- **Your task**: Output all entries verbatim. Skip pictures.

- **Material**:
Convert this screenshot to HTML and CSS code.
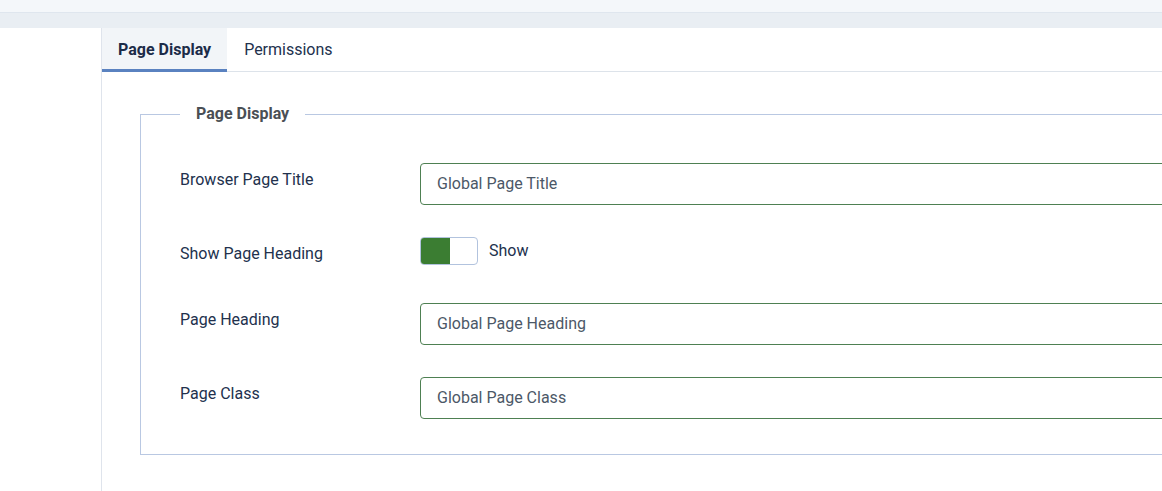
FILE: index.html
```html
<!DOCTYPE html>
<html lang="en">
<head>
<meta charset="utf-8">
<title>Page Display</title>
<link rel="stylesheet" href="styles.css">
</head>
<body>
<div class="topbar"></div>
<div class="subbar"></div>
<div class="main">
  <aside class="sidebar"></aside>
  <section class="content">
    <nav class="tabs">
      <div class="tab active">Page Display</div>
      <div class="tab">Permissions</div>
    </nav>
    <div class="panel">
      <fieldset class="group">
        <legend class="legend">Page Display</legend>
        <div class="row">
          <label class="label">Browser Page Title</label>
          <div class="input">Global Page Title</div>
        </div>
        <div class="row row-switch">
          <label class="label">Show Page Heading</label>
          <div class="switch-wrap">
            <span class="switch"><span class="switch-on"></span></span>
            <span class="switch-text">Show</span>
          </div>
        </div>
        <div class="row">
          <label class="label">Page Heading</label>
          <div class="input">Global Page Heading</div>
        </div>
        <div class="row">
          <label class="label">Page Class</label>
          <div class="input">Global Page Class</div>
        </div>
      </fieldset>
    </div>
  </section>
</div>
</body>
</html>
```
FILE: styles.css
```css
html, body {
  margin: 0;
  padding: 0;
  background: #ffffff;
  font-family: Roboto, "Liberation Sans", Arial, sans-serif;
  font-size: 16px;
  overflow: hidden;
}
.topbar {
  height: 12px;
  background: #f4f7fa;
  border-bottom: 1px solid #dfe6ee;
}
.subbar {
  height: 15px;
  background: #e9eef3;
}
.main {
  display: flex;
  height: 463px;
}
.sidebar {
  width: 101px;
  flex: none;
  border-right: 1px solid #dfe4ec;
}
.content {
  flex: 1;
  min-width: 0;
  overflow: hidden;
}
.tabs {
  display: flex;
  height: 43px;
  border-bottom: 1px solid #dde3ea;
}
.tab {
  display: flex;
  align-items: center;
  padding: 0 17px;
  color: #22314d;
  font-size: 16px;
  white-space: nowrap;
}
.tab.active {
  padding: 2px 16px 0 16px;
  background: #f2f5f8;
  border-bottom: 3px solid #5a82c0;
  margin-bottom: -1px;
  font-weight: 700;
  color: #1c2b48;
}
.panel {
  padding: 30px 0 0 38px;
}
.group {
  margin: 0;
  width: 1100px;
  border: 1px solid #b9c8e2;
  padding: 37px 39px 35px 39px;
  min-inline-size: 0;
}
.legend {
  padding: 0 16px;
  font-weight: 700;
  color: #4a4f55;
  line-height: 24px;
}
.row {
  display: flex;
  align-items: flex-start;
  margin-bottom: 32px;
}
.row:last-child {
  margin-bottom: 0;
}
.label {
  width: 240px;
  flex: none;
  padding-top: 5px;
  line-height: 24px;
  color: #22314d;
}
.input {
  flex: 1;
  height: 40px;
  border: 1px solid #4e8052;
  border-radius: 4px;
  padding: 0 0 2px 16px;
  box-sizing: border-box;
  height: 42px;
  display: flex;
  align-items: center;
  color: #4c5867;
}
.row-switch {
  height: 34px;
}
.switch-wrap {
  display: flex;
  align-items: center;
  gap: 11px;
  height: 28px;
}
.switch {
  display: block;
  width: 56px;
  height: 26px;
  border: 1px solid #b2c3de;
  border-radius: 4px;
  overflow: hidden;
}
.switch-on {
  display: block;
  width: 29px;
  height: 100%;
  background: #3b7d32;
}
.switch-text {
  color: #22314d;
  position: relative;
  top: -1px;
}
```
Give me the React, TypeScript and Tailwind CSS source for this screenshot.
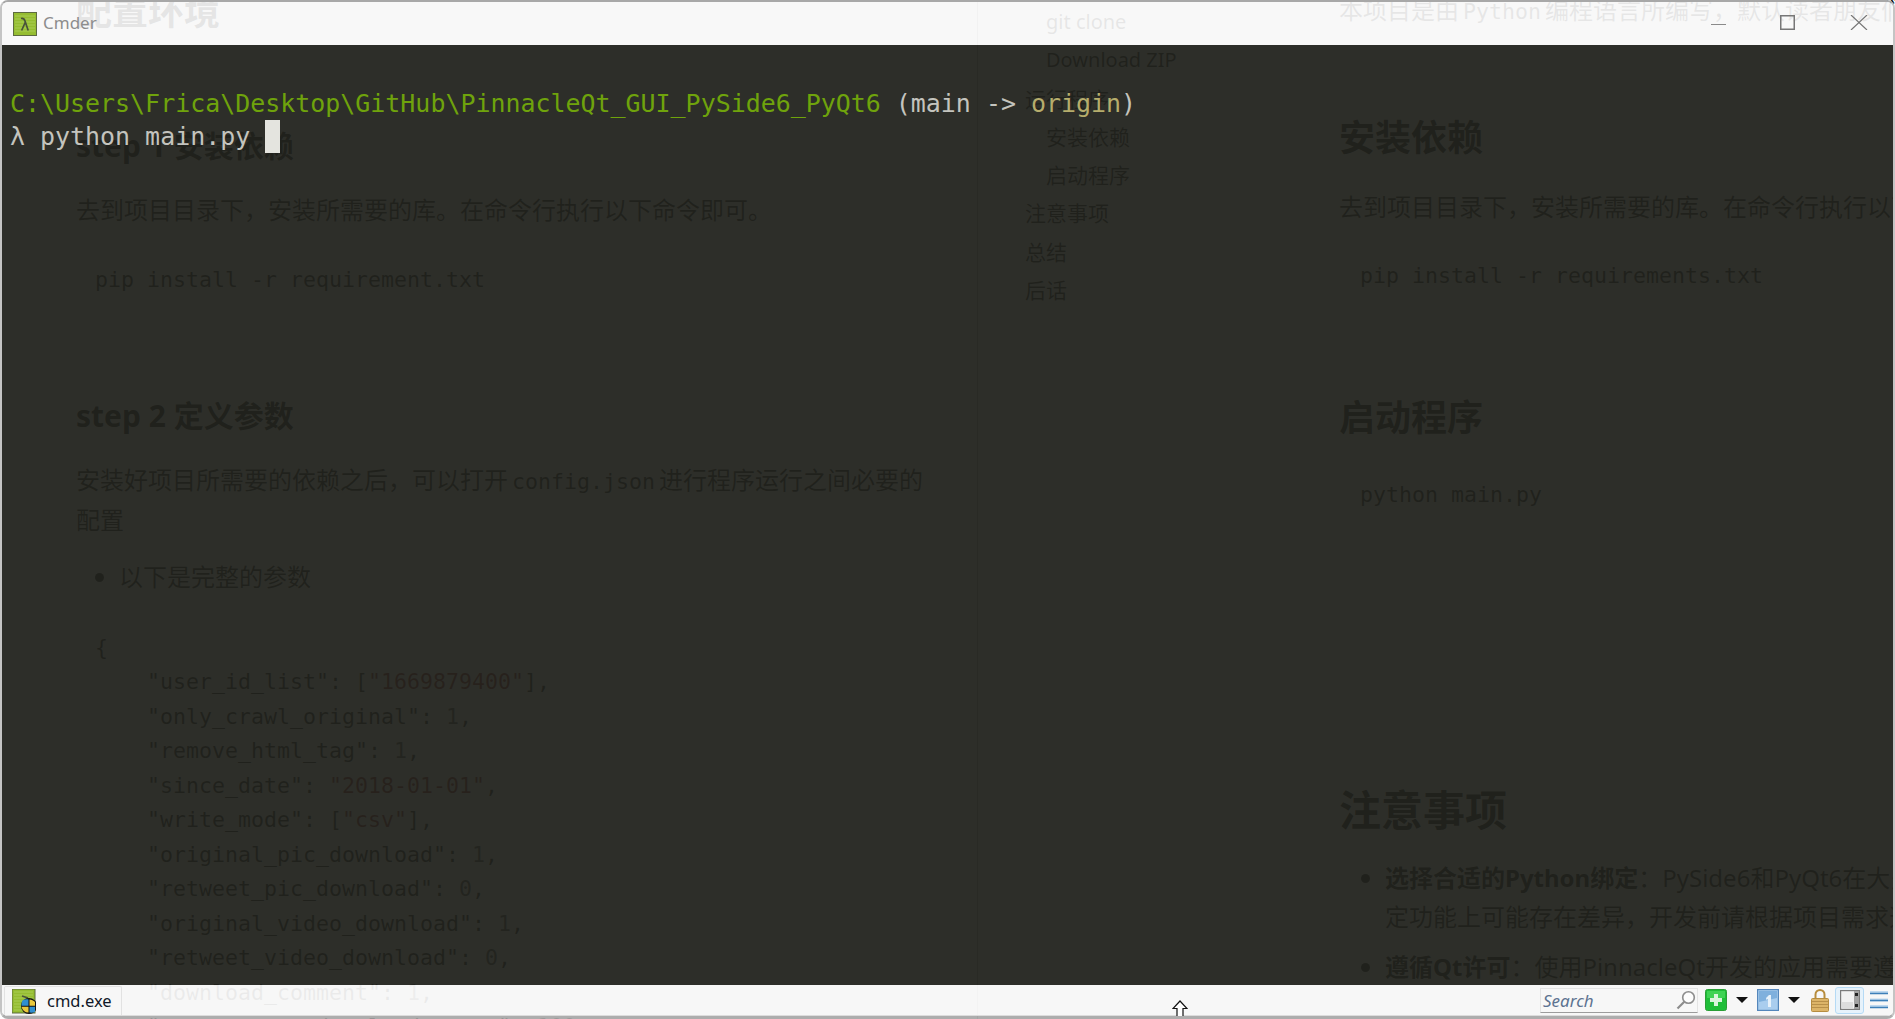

- **Reply**:
Convert this screenshot to HTML and CSS code.
FILE: index.html
```html
<!DOCTYPE html>
<html lang="en">
<head>
<meta charset="utf-8">
<title>Page Display</title>
<link rel="stylesheet" href="styles.css">
</head>
<body>
<div class="topbar"></div>
<div class="subbar"></div>
<div class="main">
  <aside class="sidebar"></aside>
  <section class="content">
    <nav class="tabs">
      <div class="tab active">Page Display</div>
      <div class="tab">Permissions</div>
    </nav>
    <div class="panel">
      <fieldset class="group">
        <legend class="legend">Page Display</legend>
        <div class="row">
          <label class="label">Browser Page Title</label>
          <div class="input">Global Page Title</div>
        </div>
        <div class="row row-switch">
          <label class="label">Show Page Heading</label>
          <div class="switch-wrap">
            <span class="switch"><span class="switch-on"></span></span>
            <span class="switch-text">Show</span>
          </div>
        </div>
        <div class="row">
          <label class="label">Page Heading</label>
          <div class="input">Global Page Heading</div>
        </div>
        <div class="row">
          <label class="label">Page Class</label>
          <div class="input">Global Page Class</div>
        </div>
      </fieldset>
    </div>
  </section>
</div>
</body>
</html>
```
FILE: styles.css
```css
html, body {
  margin: 0;
  padding: 0;
  background: #ffffff;
  font-family: Roboto, "Liberation Sans", Arial, sans-serif;
  font-size: 16px;
  overflow: hidden;
}
.topbar {
  height: 12px;
  background: #f4f7fa;
  border-bottom: 1px solid #dfe6ee;
}
.subbar {
  height: 15px;
  background: #e9eef3;
}
.main {
  display: flex;
  height: 463px;
}
.sidebar {
  width: 101px;
  flex: none;
  border-right: 1px solid #dfe4ec;
}
.content {
  flex: 1;
  min-width: 0;
  overflow: hidden;
}
.tabs {
  display: flex;
  height: 43px;
  border-bottom: 1px solid #dde3ea;
}
.tab {
  display: flex;
  align-items: center;
  padding: 0 17px;
  color: #22314d;
  font-size: 16px;
  white-space: nowrap;
}
.tab.active {
  padding: 2px 16px 0 16px;
  background: #f2f5f8;
  border-bottom: 3px solid #5a82c0;
  margin-bottom: -1px;
  font-weight: 700;
  color: #1c2b48;
}
.panel {
  padding: 30px 0 0 38px;
}
.group {
  margin: 0;
  width: 1100px;
  border: 1px solid #b9c8e2;
  padding: 37px 39px 35px 39px;
  min-inline-size: 0;
}
.legend {
  padding: 0 16px;
  font-weight: 700;
  color: #4a4f55;
  line-height: 24px;
}
.row {
  display: flex;
  align-items: flex-start;
  margin-bottom: 32px;
}
.row:last-child {
  margin-bottom: 0;
}
.label {
  width: 240px;
  flex: none;
  padding-top: 5px;
  line-height: 24px;
  color: #22314d;
}
.input {
  flex: 1;
  height: 40px;
  border: 1px solid #4e8052;
  border-radius: 4px;
  padding: 0 0 2px 16px;
  box-sizing: border-box;
  height: 42px;
  display: flex;
  align-items: center;
  color: #4c5867;
}
.row-switch {
  height: 34px;
}
.switch-wrap {
  display: flex;
  align-items: center;
  gap: 11px;
  height: 28px;
}
.switch {
  display: block;
  width: 56px;
  height: 26px;
  border: 1px solid #b2c3de;
  border-radius: 4px;
  overflow: hidden;
}
.switch-on {
  display: block;
  width: 29px;
  height: 100%;
  background: #3b7d32;
}
.switch-text {
  color: #22314d;
  position: relative;
  top: -1px;
}
```
Give me the React, TypeScript and Tailwind CSS source for this screenshot.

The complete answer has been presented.